The emergence of all these cryptocurrencies has given rise to a vast market for investment and speculation.
This market experiences a great deal of volatility, with some coins gaining as much as 100% in one day, only to lose the same value the next. The extreme volatility of the market is partly due to hype, but if you are lucky, there is real money to be made.
You need to have some technological savvy if you want to get into trading. Not all cryptos are created equal, and if you want to invest and trade cryptocurrencies, you’ll need to know more about their individual properties.

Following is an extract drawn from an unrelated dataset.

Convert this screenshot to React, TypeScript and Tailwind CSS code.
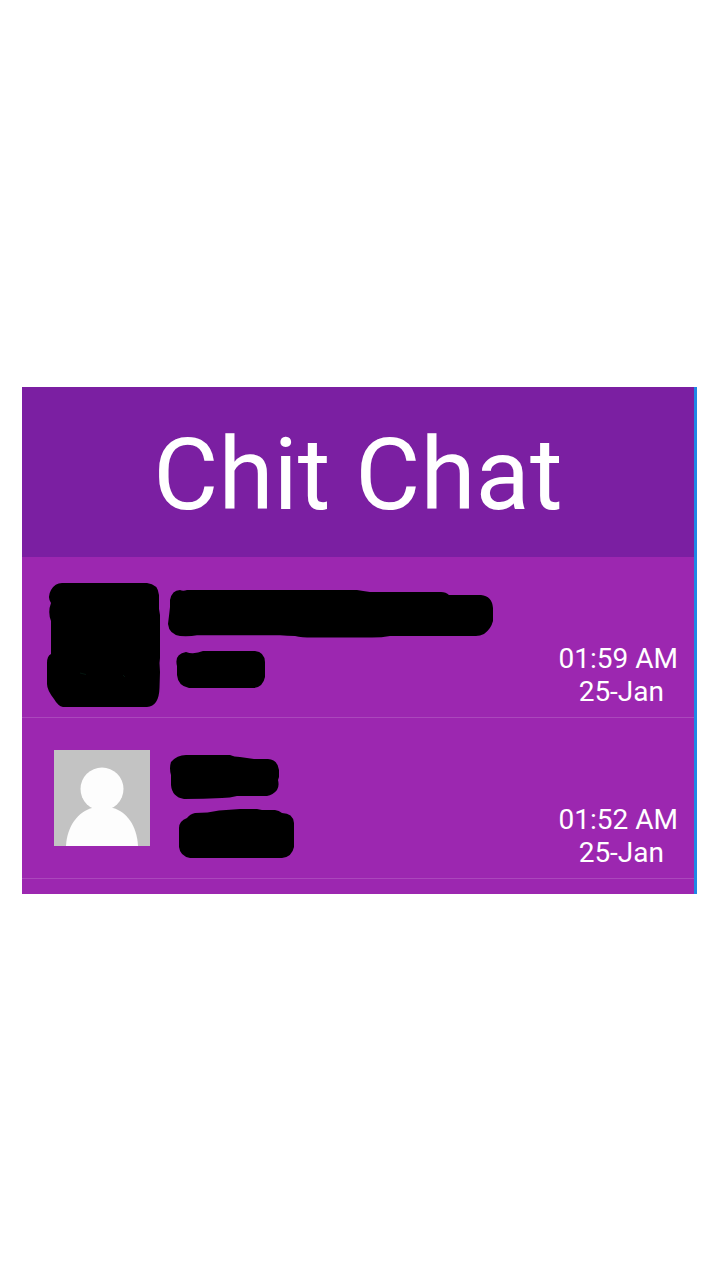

Cryptocurrencies also tend to balloon in value only once a platform has been invented that makes them accessible to the general public. Therefore, being tech-savvy and getting in early helps.
What Are ICOs?
ICO stands for Initial Coin Offering, and if you are looking for the biggest trend in cryptocurrency at the moment, you’ve found it.
ICOs are similar in principle to Initial Public Offerings (IPOs), whereby a company makes its very first sale of stock to the public. In the case of ICOs, a blockchain project or cryptocurrency offers units of a newly created currency in exchange against currencies like Bitcoin.
If there is demand for the new currency, it can be traded on cryptocurrency exchanges. Ethereum’s ICO is the most famous blockchain crowdfunding project. Offering ETH against 0.0005 Bitcoin each, the Ethereum Foundation raised $20 million.
Like trading cryptocurrency, ICO investment is a risky business. Most ICOs end in losses for all involved. A few however, pay big. ETH is now worth 0.05 BTC, so an early bet on Ethereum would have seen your investment increase 10,000 percent.
Remember, if you would like to get involved in the world of blockchain and cryptocurrency, make sure you have a solid understanding of everything before you do, and always keep updated with the lastest news!